Is it Really Necessary for Leaders to Process Pain?

Posted by Jack Warren, Executive Pastor, on Feb 06, 2019

Is it Really Necessary for Leaders to Process Pain?

I had read books about soul care, emotional healing, and counseling. I had heard stories of people going through counseling, listened to counselors pitch the concept of process work, and yet I was still resistant. As a leader, I had encouraged many people to seek out a counselor for help but, I was too afraid and ashamed to talk with a counselor myself. I had several layers of resistance:

  • Theologically, I didn’t understand why I needed to look back. I wanted to “press on toward the prize” and focus on being a “new creation” because “the old has passed away.”
  • People who were into counseling seemed to be stuck in counseling for months or years.
  • Some people seemed to use their past to excuse their poor performance.
  • I didn’t see the value in discussing things that happened 20 plus years ago.
  • I for sure didn’t want to relive the $%#@ I had been through. Why torture myself?
  • I wanted to have a respectful positive view of the people who had wronged me, and it felt unloving and unforgiving to recount the wrongs.
  • My pain wasn’t as bad as so many others, so it felt wimpy to say I was hurt by it.
  • It didn’t seem manly to be in counseling and discuss feelings.
  • I prefer to stay in control of my emotions, and a counselor might cause me to lose that control.
What I didn’t understand was that my unprocessed past was hindering my present relationships and my future potential. It was having a direct impact on my leadership. My unprocessed pain was functioning like shackles that hindered my ability to relate to people, have a clear mind in various situations, and it made me blind to triggers that had a negative effect on me. I had learned to cope with pain, but the coping was a simple way of managing it and doing my best to keep it away. Freedom and peace were a constant pursuit, but they weren’t part of my current reality.

It wasn’t until my marriage had some tension that I initially looked back at my past. I did some good work then (ten years ago) but after several counseling sessions, I figured I was good to go. Ten years later, someone encouraged me to go to a week-long leadership conference that included about twenty-five hours of a process group. This is the place where I was practically forced to go back and feel the pain of my childhood situations. My parents were well intentioned, but my home was volatile and unpredictable. Emotional neglect and verbal abuse were normalized in our home, and those things had a huge impact on all of us kids.

As an adult, my relationship with my dad was up and down. My dad still struggled with anger and as an adult, I didn’t have the tools necessary to navigate his anger or my own. Once I had processed my pain, which took a few months of individual work with a counselor, I was able to experience some inner healing and set some healthy boundaries with him.
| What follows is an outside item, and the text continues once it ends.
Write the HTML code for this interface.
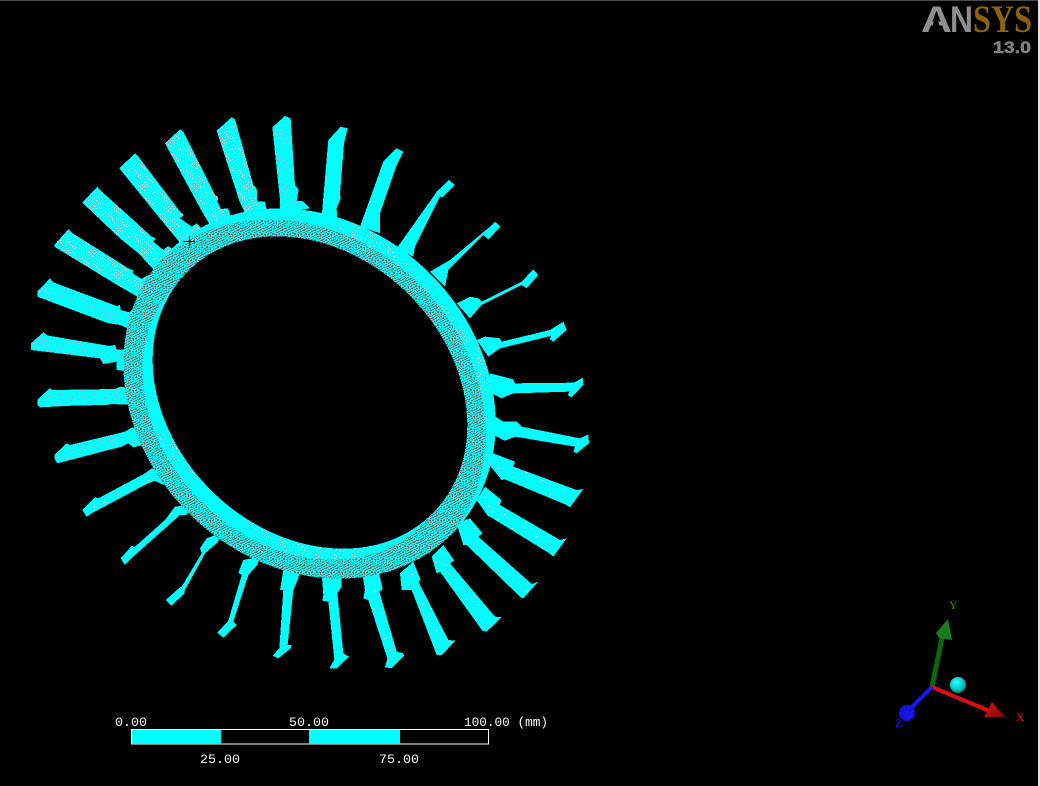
<!DOCTYPE html>
<html><head><meta charset="utf-8"><title>ANSYS</title>
<style>html,body{margin:0;padding:0;background:#000;overflow:hidden}svg{display:block}</style></head>
<body>
<svg width="1040" height="786" viewBox="0 0 1040 786" xmlns="http://www.w3.org/2000/svg">
<defs>
<pattern id="a" width="13" height="11" patternUnits="userSpaceOnUse">
<rect width="13" height="11" fill="#0ff"/>
<g fill="#e4e4e4"><rect x="1" y="0" width="1" height="1"/><rect x="5" y="1" width="1" height="1"/><rect x="9" y="0" width="1" height="1"/><rect x="3" y="2" width="1" height="1"/><rect x="11" y="2" width="1" height="1"/><rect x="7" y="3" width="1" height="1"/><rect x="0" y="4" width="1" height="1"/><rect x="4" y="5" width="1" height="1"/><rect x="10" y="5" width="1" height="1"/><rect x="2" y="6" width="1" height="1"/><rect x="7" y="6" width="1" height="1"/><rect x="12" y="7" width="1" height="1"/><rect x="5" y="8" width="1" height="1"/><rect x="9" y="8" width="1" height="1"/><rect x="1" y="9" width="1" height="1"/><rect x="3" y="10" width="1" height="1"/><rect x="7" y="10" width="1" height="1"/><rect x="11" y="10" width="1" height="1"/></g>
</pattern>
<pattern id="b" width="17" height="13" patternUnits="userSpaceOnUse">
<rect width="17" height="13" fill="#0ff"/>
<g fill="#a8a8a8"><rect x="2" y="1" width="1" height="1"/><rect x="9" y="0" width="1" height="1"/><rect x="14" y="3" width="1" height="1"/><rect x="6" y="4" width="1" height="1"/><rect x="11" y="6" width="1" height="1"/><rect x="1" y="7" width="1" height="1"/><rect x="16" y="8" width="1" height="1"/><rect x="7" y="9" width="1" height="1"/><rect x="3" y="11" width="1" height="1"/><rect x="12" y="11" width="1" height="1"/></g>
</pattern>
<pattern id="c" width="19" height="17" patternUnits="userSpaceOnUse">
<rect width="19" height="17" fill="#0ff"/>
<g fill="#eee"><rect x="3" y="2" width="1" height="1"/><rect x="14" y="5" width="1" height="1"/><rect x="8" y="10" width="1" height="1"/><rect x="17" y="14" width="1" height="1"/></g>
</pattern>
<pattern id="g" width="11" height="13" patternUnits="userSpaceOnUse">
<rect width="11" height="13" fill="#0ff"/>
<g fill="#6c6c6c"><rect x="0" y="0" width="2" height="1"/><rect x="3" y="0" width="2" height="1"/><rect x="8" y="0" width="2" height="1"/><rect x="1" y="1" width="1" height="1"/><rect x="6" y="1" width="2" height="1"/><rect x="1" y="2" width="1" height="1"/><rect x="4" y="2" width="2" height="1"/><rect x="9" y="2" width="2" height="1"/><rect x="3" y="3" width="1" height="1"/><rect x="7" y="3" width="2" height="1"/><rect x="0" y="4" width="2" height="1"/><rect x="5" y="4" width="1" height="1"/><rect x="9" y="4" width="1" height="1"/><rect x="3" y="5" width="2" height="1"/><rect x="7" y="5" width="1" height="1"/><rect x="10" y="5" width="1" height="1"/><rect x="1" y="6" width="3" height="1"/><rect x="6" y="6" width="2" height="1"/><rect x="0" y="7" width="1" height="1"/><rect x="4" y="7" width="2" height="1"/><rect x="9" y="7" width="2" height="1"/><rect x="2" y="8" width="2" height="1"/><rect x="7" y="8" width="2" height="1"/><rect x="0" y="9" width="2" height="1"/><rect x="5" y="9" width="3" height="1"/><rect x="3" y="10" width="2" height="1"/><rect x="9" y="10" width="2" height="1"/><rect x="1" y="11" width="2" height="1"/><rect x="6" y="11" width="2" height="1"/><rect x="4" y="12" width="1" height="1"/><rect x="8" y="12" width="2" height="1"/></g>
</pattern>
<pattern id="w" width="9" height="7" patternUnits="userSpaceOnUse">
<rect width="9" height="7" fill="#0ff"/>
<g fill="#e8e8e8"><rect x="1" y="1" width="1" height="1"/><rect x="5" y="0" width="1" height="1"/><rect x="3" y="3" width="1" height="1"/><rect x="7" y="4" width="1" height="1"/><rect x="1" y="5" width="1" height="1"/></g>
</pattern>
<pattern id="a3" href="#a" patternTransform="scale(3)"/>
<pattern id="b3" href="#b" patternTransform="scale(3)"/>
<pattern id="c3" href="#c" patternTransform="scale(3)"/>
<path id="ring" fill-rule="evenodd" clip-rule="evenodd" d="M165.6,254.6 A200,170 44 1 1 453.4,532.4 A200,170 44 1 1 165.6,254.6 Z M186.3,273 A172,138 44 1 1 433.7,512 A172,138 44 1 1 186.3,273 Z"/>
<clipPath id="shift"><path clip-rule="evenodd" transform="translate(-10,11)" d="M165.6,254.6 A200,170 44 1 1 453.4,532.4 A200,170 44 1 1 165.6,254.6 Z M186.3,273 A172,138 44 1 1 433.7,512 A172,138 44 1 1 186.3,273 Z"/></clipPath>
<clipPath id="ll"><polygon points="140,430 360,620 360,500 240,450"/></clipPath>
<clipPath id="ur"><polygon points="340,190 520,390 450,400 340,240"/></clipPath>
<radialGradient id="sph" cx="40%" cy="35%" r="70%"><stop offset="0" stop-color="#3ff"/><stop offset=".6" stop-color="#0cc"/><stop offset="1" stop-color="#077"/></radialGradient>
<linearGradient id="rc" x1="0" y1="0" x2="1" y2="1"><stop offset="0" stop-color="#e01010"/><stop offset="1" stop-color="#7a0c0c"/></linearGradient>
</defs>
<rect width="1040" height="786" fill="#000"/>
<rect x="0" y="0" width="1040" height="1" fill="#4a4a4a"/>
<rect x="1038" y="0" width="2" height="786" fill="#e4e4dc"/>

<g shape-rendering="crispEdges">
<!-- teeth upper-left -->
<g transform="translate(20,110) scale(.33333)">
<polygon fill="url(#b3)" points="757,52 795,18 812,25 825,225 836,238 830,272 850,274 870,295 780,310 780,270"/>
<polygon fill="url(#a3)" points="590,62 635,22 645,28 700,225 710,235 712,275 735,275 740,300 680,320 658,272"/>
<polygon fill="url(#a3)" points="435,100 480,58 490,65 585,255 595,262 592,275 603,297 625,295 635,330 570,345 545,303"/>
<polygon fill="url(#a3)" points="298,175 345,130 355,140 480,305 492,315 480,325 515,350 530,340 560,370 490,410 440,350"/>
<polygon fill="url(#a3)" points="187,278 232,230 240,240 395,380 407,385 400,395 430,420 445,408 470,430 420,500 358,432 300,385"/>
<polygon fill="url(#a3)" points="103,405 145,358 155,368 330,478 340,480 338,490 365,507 385,495 410,520 370,570 300,530 103,410"/>
<polygon fill="url(#b3)" points="52,545 90,505 100,517 290,588 300,585 302,600 328,607 345,590 360,670 300,645 265,640 52,560"/>
<polygon fill="url(#b3)" points="33,700 70,667 85,677 270,708 285,705 290,718 340,720 330,785 290,780 290,755 250,762 240,745 33,720"/>
</g>
<!-- teeth lower-left -->
<g transform="translate(20,390) scale(.33333)">
<polygon fill="url(#b3)" points="52,30 88,-5 100,0 285,-3 300,-10 340,-5 340,45 275,42 260,45 155,47 60,52 52,45"/>
<polygon fill="url(#b3)" points="103,195 140,160 150,165 315,125 335,113 360,110 370,165 340,172 325,160 305,170 112,220 103,205"/>
<polygon fill="url(#c3)" points="187,360 225,322 235,325 375,250 395,235 440,235 430,285 405,272 385,280 365,290 215,370 200,380"/>
<polygon fill="#0ff" points="302,505 335,468 345,470 435,390 465,350 510,345 500,375 480,375 345,495 315,525"/>
<polygon fill="#0ff" points="437,630 480,592 485,590 545,490 540,475 560,445 600,430 595,455 555,490 495,600 493,610 455,647"/>
<polygon fill="#0ff" points="592,728 625,692 665,555 655,548 670,510 720,500 712,525 685,555 640,695 650,705 610,743"/>
<polygon fill="#0ff" points="758,797 778,775 790,600 780,600 790,540 840,540 835,565 820,600 803,765 815,765 812,775 775,805"/>
</g>
<!-- teeth lower-right -->
<g transform="translate(300,390) scale(.33333)">
<polygon fill="#0ff" points="67,632 70,615 65,550 125,550 125,590 112,610 130,790 147,800 110,835 88,835 103,808 85,635"/>
<polygon fill="url(#c3)" points="190,625 195,600 185,540 235,540 248,598 238,605 290,785 310,790 312,797 275,835 255,832 262,805 205,630"/>
<polygon fill="url(#c3)" points="305,600 300,550 340,515 362,570 355,575 445,750 467,752 425,795 410,795 335,600"/>
<polygon fill="url(#c3)" points="410,550 395,500 430,465 463,512 450,520 585,680 605,682 560,725 547,722 420,545"/>
<polygon fill="url(#c3)" points="490,465 470,400 510,385 548,430 535,440 695,582 715,575 670,625 660,620 500,465"/>
<polygon fill="url(#c3)" points="565,380 530,330 555,290 605,330 600,345 780,450 800,445 760,500 748,490 570,380"/>
<polygon fill="url(#c3)" points="605,270 560,215 580,190 645,215 640,230 830,300 850,297 810,352 800,345 615,268"/>
<polygon fill="#0ff" points="615,152 570,130 580,75 610,95 650,95 665,110 840,145 865,133 867,160 830,190 820,185 825,170 645,140"/>
</g>
<!-- teeth upper-right -->
<g transform="translate(300,110) scale(.33333)">
<polygon fill="#0ff" points="605,865 565,845 570,790 640,808 645,820 822,818 848,803 850,825 815,862 803,855 808,845 640,850"/>
<polygon fill="#0ff" points="565,740 530,690 555,680 600,685 605,695 750,660 790,635 800,660 760,695 750,688 752,678 600,715"/>
<polygon fill="#0ff" points="510,625 470,580 510,560 535,565 545,575 665,515 700,478 715,495 680,535 665,525 545,585"/>
<polygon fill="#0ff" points="435,530 390,485 450,450 570,350 585,335 602,350 565,388 550,375 445,480"/>
<polygon fill="#0ff" points="340,440 290,415 400,260 410,245 447,210 465,225 428,262 420,260 345,410"/>
<polygon fill="#0ff" points="240,370 180,350 250,155 290,115 310,125 290,165 240,310 240,340"/>
<polygon fill="#0ff" points="112,340 65,320 85,90 122,50 143,55 132,100 120,250 122,265 110,295"/>
</g>
<!-- ring -->
<use href="#ring" fill="#0ff"/>
<g clip-path="url(#ll)"><use href="#ring" fill="url(#w)"/></g>
<g clip-path="url(#ur)"><use href="#ring" fill="url(#w)"/></g>
<g clip-path="url(#shift)"><use href="#ring" fill="url(#g)"/></g>
<!-- crosshair -->
<rect x="183" y="241" width="12" height="1" fill="#000"/>
<rect x="189" y="236" width="1" height="12" fill="#000"/>
</g>

<!-- logo -->
<text x="921" y="32" font-family="'Liberation Sans',sans-serif" font-weight="bold" font-size="37" fill="#8e8e8e" textLength="31" lengthAdjust="spacingAndGlyphs">A</text>
<polygon points="931,33 941,33 936,12" fill="#000"/>
<text x="950" y="32" font-family="'Liberation Sans',sans-serif" font-weight="bold" font-size="37" fill="#8e8e8e" textLength="23" lengthAdjust="spacingAndGlyphs">N</text>
<text x="973" y="32" font-family="'Liberation Serif',serif" font-weight="bold" font-size="39" fill="#8a6410" textLength="59" lengthAdjust="spacingAndGlyphs">SYS</text>
<text x="993" y="53" font-family="'Liberation Sans',sans-serif" font-weight="bold" font-size="17" fill="#808080" stroke="#808080" stroke-width=".5" textLength="38" lengthAdjust="spacingAndGlyphs">13.0</text>

<!-- scale bar -->
<rect x="131.5" y="729.5" width="357" height="14.5" fill="#000" stroke="#fff" stroke-width="1"/>
<rect x="132" y="730" width="89" height="14" fill="#0ff"/>
<rect x="309" y="730" width="91" height="14" fill="#0ff"/>
<g font-family="'Liberation Mono',monospace" font-size="13" fill="#fff">
<text x="115" y="726" textLength="32" lengthAdjust="spacingAndGlyphs">0.00</text>
<text x="289" y="726" textLength="40" lengthAdjust="spacingAndGlyphs">50.00</text>
<text x="464" y="726" textLength="84" lengthAdjust="spacingAndGlyphs">100.00 (mm)</text>
<text x="200" y="763" textLength="40" lengthAdjust="spacingAndGlyphs">25.00</text>
<text x="379" y="763" textLength="40" lengthAdjust="spacingAndGlyphs">75.00</text>
</g>

<!-- triad -->
<line x1="932" y1="687" x2="942" y2="638" stroke="#0c660c" stroke-width="5"/>
<polygon points="948,619 936,633 939,638 952,640" fill="#1a7c1a"/>
<line x1="932" y1="687" x2="992" y2="712" stroke="#d81010" stroke-width="4"/>
<polygon points="1005,717 992,702 984,717" fill="url(#rc)"/>
<line x1="932" y1="687" x2="907" y2="712" stroke="#1818f0" stroke-width="4"/>
<circle cx="907" cy="713" r="8" fill="#1414e0"/>
<circle cx="958" cy="685" r="8" fill="url(#sph)"/>
<g font-family="'Liberation Serif',serif" font-size="12">
<text x="949" y="609" fill="#1a9a1a">Y</text>
<text x="1016" y="721" fill="#e01010">X</text>
<text x="895" y="727" fill="#1818f0">Z</text>
</g>
</svg>
</body></html>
The pain of my past lost so much of its power, and it allowed me to understand how it had negatively impacted me and my relationships.

I can now handle tension better, identify and verbalize feelings in a healthier way, and the pain is remembered but not felt as much. I learned that unprocessed pain will continue to have great influence and power until it is fully felt and addressed. Ignoring it or pushing it aside simply feeds its power. Once it is fully felt and processed, it shifts to a different part of our brain. That is when our pain loses so much of its power. Galatians 5:1 says “It is for freedom that Christ has set us free…” Freedom is a big theme in scripture and though we live in a fallen world that has so many opportunities for entrapment, we can experience freedom from this fallen world and the pain that comes with it.

This short summary is extremely brief, and it only hits the major points on my journey over the last couple of years, but I wanted to put it out there in case you as a leader have present pain due to past experiences. Abuse, losses, disappointments, and failures can cripple us on the inside while we can still look like we have it together on the outside. Also, as leaders, we are the ones who people expect to have it together, so we rarely give ourselves permission to feel and heal. I wouldn’t have done it without my current reality forcing me to do it. I am a stubborn person, and the people who know me well will attest to that. Let me encourage you to be open to looking back and processing your past. It is worth every minute, every dollar, and every relationship. My wife and kids will be glad to attest to that.